While more than 460 banks have failed nationwide since 2008, the FDIC has authorized lawsuits involving 95 of them.

So far, the agency has filed 45 lawsuits and settled four of them, including one in November against the former leaders of Westsound Bank of Bremerton. The FDIC filed that lawsuit in 2011, seeking to recover at least $15 million in losses, and settled it for $1.7 million.

American Marine opened in September 1948. The state-chartered bank, founded by Bainbridge Island residents, had about two-thirds of its assets in real-estate loans, a far lower rate than some other Washington banks that failed, such as Westsound.

Starting in 2004 under Townsend, American Marine chose to aggressively pursue high-risk lending and doubled its footprint by opening five new branches, according to the suit. The bank lost millions by participating in large speculative construction loans outside its primary market, the FDIC alleged.

It approved loans with “inadequate appraisals” to borrowers with weak or no demonstrated ability to repay the loan, the FDIC alleged.

For example, the bank was the lead lender on a $4.5 million loan, backed by two assisted-living centers and vacant land in New Stanton, Pa. The borrowers’ ability to repay the loan was doubtful, as their net worth was essentially the collateral. Townsend virtually “crammed down” approval of the loan without important loan documents and loan-committee approvals, the FDIC alleged.

The bank also lost millions by participating in loans put together by another bank for construction projects in Orem, Utah, and Douglas County, Colo. It did the same locally: The bank participated in a $16.5 million loan from Rainier Pacific Bank — which failed a month after American Marine did — for construction of 114 homes in Federal Way, even though the borrower recently had emerged from bankruptcy and lacked the earnings to support the debt.
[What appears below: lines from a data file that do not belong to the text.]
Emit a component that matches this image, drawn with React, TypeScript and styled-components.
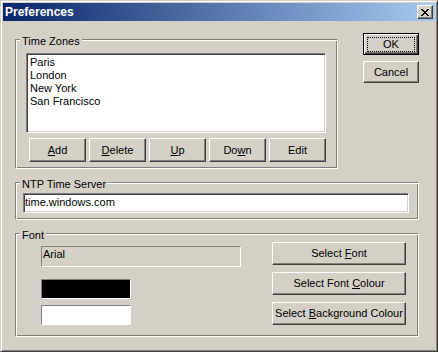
import React from 'react';
import styled, { createGlobalStyle, css } from 'styled-components';

const Global = createGlobalStyle`
  html, body { margin: 0; padding: 0; background: #d4d0c8; }
  body {
    font-family: "Liberation Sans", Arial, sans-serif;
    font-size: 11px;
    line-height: 13px;
    color: #000;
  }
  * { box-sizing: border-box; }
`;

const Window = styled.div`
  width: 438px;
  height: 352px;
  background: #d4d0c8;
  border: 1px solid;
  border-color: #d4d0c8 #404040 #404040 #d4d0c8;
  box-shadow: inset 1px 1px #fff, inset -1px -1px #808080;
  padding: 2px;
  display: flex;
  flex-direction: column;
`;

const TitleBar = styled.div`
  height: 18px;
  flex: none;
  background: linear-gradient(to right, #0a246a, #a6caf0);
  display: flex;
  align-items: center;
  justify-content: space-between;
  padding: 0 2px;
`;

const TitleText = styled.span`
  color: #fff;
  font-weight: bold;
  font-size: 12px;
  line-height: 18px;
`;

const CloseButton = styled.div`
  width: 16px;
  height: 14px;
  background: #d4d0c8;
  border: 1px solid;
  border-color: #fff #404040 #404040 #fff;
  box-shadow: inset -1px -1px #808080;
  display: flex;
  align-items: center;
  justify-content: center;
  padding-left: 0px;
`;

const Body = styled.div`
  display: flex;
  flex-direction: column;
  padding: 12px 16px 0 12px;
`;

const TopRow = styled.div`
  display: flex;
  align-items: flex-start;
  gap: 25px;
`;

const Group = styled.div<{ $w?: number; $h: number; $mt: number }>`
  position: relative;
  width: ${(p) => (p.$w ? `${p.$w}px` : '100%')};
  height: ${(p) => p.$h}px;
  margin-top: ${(p) => p.$mt}px;
  border: 1px solid;
  border-color: #808080 #fff #fff #808080;
  box-shadow: inset 1px 1px #fff, inset -1px -1px #808080;
`;

const GroupLabel = styled.span`
  position: absolute;
  top: -5px;
  left: 4px;
  padding: 0 2px;
  background: #d4d0c8;
  line-height: 13px;
  white-space: nowrap;
`;

const GroupInner = styled.div<{ $pad: string }>`
  padding: ${(p) => p.$pad};
`;

const sunken = css`
  border: 1px solid;
  border-color: #808080 #fff #fff #808080;
  box-shadow: inset 1px 1px #404040, inset -1px -1px #d4d0c8;
`;

const ListBox = styled.ul`
  ${sunken};
  width: 300px;
  height: 80px;
  margin: 0;
  padding: 2px 3px;
  list-style: none;
  background: #fff;
`;

const ListItem = styled.li`
  line-height: 13px;
  white-space: nowrap;
`;

const ButtonRow = styled.div`
  display: flex;
  gap: 3px;
  margin: 5px 0 0 3px;
`;

const Button = styled.div<{ $w: number; $h: number; $default?: boolean }>`
  width: ${(p) => p.$w}px;
  height: ${(p) => p.$h}px;
  flex: none;
  background: #d4d0c8;
  color: #000;
  display: flex;
  align-items: center;
  justify-content: center;
  white-space: nowrap;
  border: 1px solid;
  ${(p) =>
    p.$default
      ? css`
          border-color: #000;
          box-shadow: inset 1px 1px #fff, inset -1px -1px #404040, inset -2px -2px #808080;
        `
      : css`
          border-color: #fff #404040 #404040 #fff;
          box-shadow: inset -1px -1px #808080;
        `}
`;

const FocusRing = styled.span`
  flex: 1;
  align-self: stretch;
  margin: 3px 3px 2px 3px;
  border: 1px dotted #000;
  display: flex;
  align-items: center;
  justify-content: center;
`;

const Mn = styled.u`
  text-decoration: underline;
  text-underline-offset: 1px;
`;

const SideColumn = styled.div`
  display: flex;
  flex-direction: column;
  gap: 6px;
  width: 56px;
`;

const EditField = styled.div`
  ${sunken};
  width: 386px;
  height: 20px;
  background: #fff;
  padding: 2px 1px 0 1px;
  white-space: nowrap;
`;

const FontRow = styled.div`
  display: flex;
  justify-content: space-between;
  padding: 0 12px 0 25px;
`;

const FontLeft = styled.div`
  display: flex;
  flex-direction: column;
  padding-top: 12px;
`;

const StaticField = styled.div`
  width: 200px;
  height: 21px;
  border: 1px solid;
  border-color: #808080 #fff #fff #808080;
  padding: 1px 0 0 1px;
`;

const Swatch = styled.div<{ $color: string; $mt: number }>`
  width: 90px;
  height: 20px;
  margin-top: ${(p) => p.$mt}px;
  background: ${(p) => p.$color};
  border: 1px solid;
  border-color: #808080 #fff #fff #808080;
`;

const FontRight = styled.div`
  display: flex;
  flex-direction: column;
  gap: 7px;
  padding-top: 8px;
`;

const CloseIcon = () => (
  <svg width="8" height="7" viewBox="0 0 8 7" shapeRendering="crispEdges">
    <path
      fill="#000"
      d="M0 0h2v1H0zM6 0h2v1H6zM1 1h2v1H1zM5 1h2v1H5zM2 2h4v1H2zM3 3h2v1H3zM2 4h4v1H2zM1 5h2v1H1zM5 5h2v1H5zM0 6h2v1H0zM6 6h2v1H6z"
    />
  </svg>
);

const zones = ['Paris', 'London', 'New York', 'San Francisco'];

export default function App() {
  return (
    <>
      <Global />
      <Window>
        <TitleBar>
          <TitleText>Preferences</TitleText>
          <CloseButton>
            <CloseIcon />
          </CloseButton>
        </TitleBar>
        <Body>
          <TopRow>
            <Group $w={323} $h={130} $mt={6}>
              <GroupLabel>Time Zones</GroupLabel>
              <GroupInner $pad="13px 0 0 10px">
                <ListBox>
                  {zones.map((z) => (
                    <ListItem key={z}>{z}</ListItem>
                  ))}
                </ListBox>
                <ButtonRow>
                  <Button $w={57} $h={24}>
                    <Mn>A</Mn>dd
                  </Button>
                  <Button $w={57} $h={24}>
                    <Mn>D</Mn>elete
                  </Button>
                  <Button $w={57} $h={24}>
                    <Mn>U</Mn>p
                  </Button>
                  <Button $w={57} $h={24}>
                    Do<Mn>w</Mn>n
                  </Button>
                  <Button $w={57} $h={24}>
                    Edit
                  </Button>
                </ButtonRow>
              </GroupInner>
            </Group>
            <SideColumn>
              <Button $w={56} $h={22} $default>
                <FocusRing>OK</FocusRing>
              </Button>
              <Button $w={56} $h={22}>
                Cancel
              </Button>
            </SideColumn>
          </TopRow>
          <Group $h={38} $mt={13}>
            <GroupLabel>NTP Time Server</GroupLabel>
            <GroupInner $pad="10px 0 0 7px">
              <EditField>time.windows.com</EditField>
            </GroupInner>
          </Group>
          <Group $h={104} $mt={13}>
            <GroupLabel>Font</GroupLabel>
            <FontRow>
              <FontLeft>
                <StaticField>Arial</StaticField>
                <Swatch $color="#000" $mt={12} />
                <Swatch $color="#fff" $mt={6} />
              </FontLeft>
              <FontRight>
                <Button $w={134} $h={23}>
                  Select&nbsp;<Mn>F</Mn>ont
                </Button>
                <Button $w={134} $h={23}>
                  Select Font&nbsp;<Mn>C</Mn>olour
                </Button>
                <Button $w={134} $h={23}>
                  Select&nbsp;<Mn>B</Mn>ackground Colour
                </Button>
              </FontRight>
            </FontRow>
          </Group>
        </Body>
      </Window>
    </>
  );
}
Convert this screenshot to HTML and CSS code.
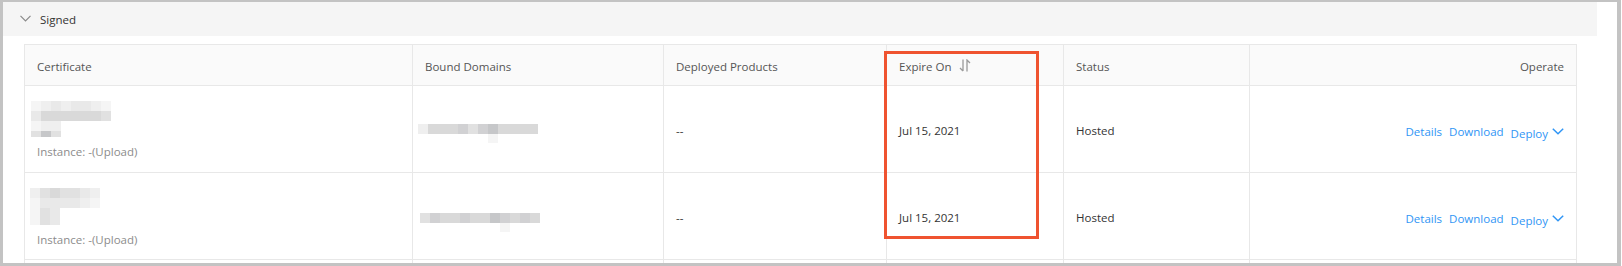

Companies controlled by bank director David Berry — who is not a defendant in the lawsuit — received loans that violated the bank’s insider-loan policy, the FDIC alleged:

In June 2006 the bank approved a $1.95 million loan to Pacifica Construction for construction of a luxury home on Bainbridge Island. The bank’s outstanding credit to Berry at the time was about $4.7 million, far above its regulatory lending limit.

Similarly, in May 2007 the bank approved a $1.4 million loan to Berry’s Summerhill Estates partnership for speculative construction of luxury homes, even though the borrower “was highly leveraged and had a history of cost overruns on other construction projects.”

Like the Pacifica loan, the Summerhill loan violated the bank’s insider-loan policy, the FDIC alleged.

The bank’s former officers and directors had been in settlement negotiations with the FDIC before the lawsuit was filed Friday.

Barry Hovis, their San Francisco attorney, said he couldn’t comment because he had not seen the lawsuit yet.